Welcome back to part 3, where we’ll use Whisper to build another really cool app. In this part, we’ll look at how to work with video files. After all, many of the practical applications of speech recognition don’t come in convenient MP3 files, but rather in video files. We’ll be building a subtitle generator and embedder, which will take a video file as input, transcribe it, and then embed the subtitles into the video file itself, feeding the result back to the end user.

Before we can get started on the main code, we will need to write some utilities again, just like in the previous part. The utilities we’ll need this time are:

  • Subtitles -> We just can reuse the subtitle-to-disk utility from the previous part. (Done✔️)
  • Video -> We will need a way to convert a video file to an mp3 file so that we can feed it to Whisper.
  • Commands -> We will need a way to run commands on the command line, as there are multiple ffmpeg commands we’ll need to run both for the video conversion and the subtitle embedding.

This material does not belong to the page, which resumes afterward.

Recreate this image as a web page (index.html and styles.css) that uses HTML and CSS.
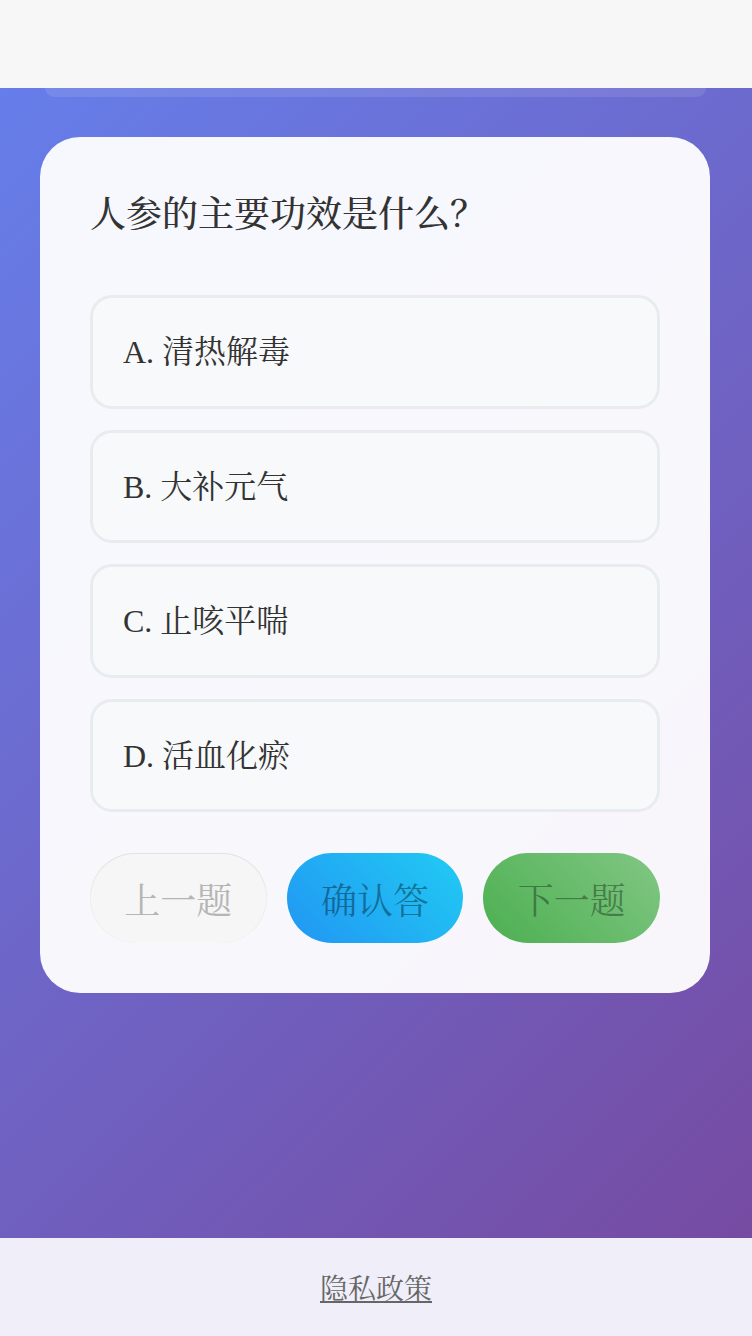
FILE: index.html
```html
<!DOCTYPE html>
<html lang="zh-CN">
<head>
<meta charset="utf-8">
<title>人参的主要功效是什么？</title>
<link rel="stylesheet" href="styles.css">
</head>
<body>
<div class="page">
  <header class="topbar"></header>
  <main class="main">
    <div class="stats-bar"></div>
    <section class="card">
      <h2 class="question">人参的主要功效是什么？</h2>
      <div class="options">
        <div class="option">A. 清热解毒</div>
        <div class="option">B. 大补元气</div>
        <div class="option">C. 止咳平喘</div>
        <div class="option">D. 活血化瘀</div>
      </div>
      <div class="actions">
        <button class="btn btn-prev">上一题</button>
        <button class="btn btn-confirm">确认答</button>
        <button class="btn btn-next">下一题</button>
      </div>
    </section>
  </main>
  <footer class="footer">
    <a class="privacy" href="#">隐私政策</a>
  </footer>
</div>
</body>
</html>
```

FILE: styles.css
```css
* { box-sizing: border-box; }
html, body {
  margin: 0;
  padding: 0;
}
body {
  font-family: "Liberation Serif", "Noto Serif CJK SC", "Noto Sans CJK SC", serif;
  color: #333;
  background: #f7f7f7;
}
.page {
  width: 752px;
  height: 1336px;
  display: flex;
  flex-direction: column;
}
.topbar {
  height: 88px;
  background: #f7f7f7;
  flex: none;
}
.main {
  flex: 1;
  background: linear-gradient(135deg, #667eea 0%, #764ba2 100%);
  padding: 0 0 0 40px;
  display: flex;
  flex-direction: column;
}
.stats-bar {
  height: 9px;
  margin: 0 46px 0 5px;
  background: rgba(255, 255, 255, 0.1);
  border-radius: 0 0 16px 16px;
}
.card {
  margin-top: 40px;
  width: 670px;
  background: rgba(255, 255, 255, 0.95);
  border-radius: 40px;
  padding: 50px;
}
.question {
  margin: 0 0 52px 0;
  font-size: 36px;
  line-height: 56px;
  font-weight: 500;
  color: #333;
}
.options {
  display: flex;
  flex-direction: column;
  gap: 21px;
}
.option {
  height: 113.5px;
  border: 3px solid #e9ecef;
  border-radius: 22px;
  background: #f8f9fa;
  padding: 0 30px 5px;
  font-size: 32px;
  display: flex;
  align-items: center;
  color: #333;
}
.actions {
  margin-top: 41px;
  display: grid;
  grid-template-columns: 1fr 1fr 1fr;
  gap: 20px;
}
.btn {
  height: 90px;
  border-radius: 45px;
  border: none;
  font-family: "Liberation Serif", "Noto Serif CJK SC", "Noto Sans CJK SC", serif;
  font-size: 36px;
  padding: 0;
}
.btn-prev {
  background: #f6f6f6;
  color: #b5b5b5;
  box-shadow: inset 0 1px 0 #e2e2e2, inset 1px 0 0 #eeeeee, inset -1px 0 0 #eeeeee;
}
.btn-confirm {
  background: linear-gradient(45deg, #2196f3 0%, #21cbf3 100%);
  color: rgba(0, 0, 0, 0.38);
}
.btn-next {
  background: linear-gradient(45deg, #4caf50 0%, #81c784 100%);
  color: rgba(0, 0, 0, 0.35);
}
.footer {
  height: 98px;
  flex: none;
  background: #f0eef8;
  display: flex;
  align-items: center;
  justify-content: center;
}
.privacy {
  font-size: 28px;
  color: #666;
  text-decoration: underline;
}
```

So let’s get started with the command utility. Inside the utils folder, first create a new file named command.py:

📁FINX_WHISPER (project root folder)
    📁output_temp_files
    📁output_video
    📁styles
    📁test_audio_files
    📁utils
        📄__init__.py
        📄podcast.py
        📄subtitles.py
        📄command.py   (✨new file)
    📄1_basic_call_english_only.py
    📄1_multiple_languages.py
    📄2_whisper_pods.py
    📄settings.py
    📄.env

Then inside the command.py file let’s start with our imports:

import datetime
import subprocess
from pathlib import Path

We’re going to run commands and provide some very basic logging as well. We imported the datetime module so we can add timestamps to our logs, and pathlib should be familiar by now. The subprocess module in Python is used to spawn new processes, connect to their input/output/error pipes, and obtain their return codes. It allows you to execute system commands and interact with them programmatically. It’s basically a bit like opening a terminal window inside your Python code.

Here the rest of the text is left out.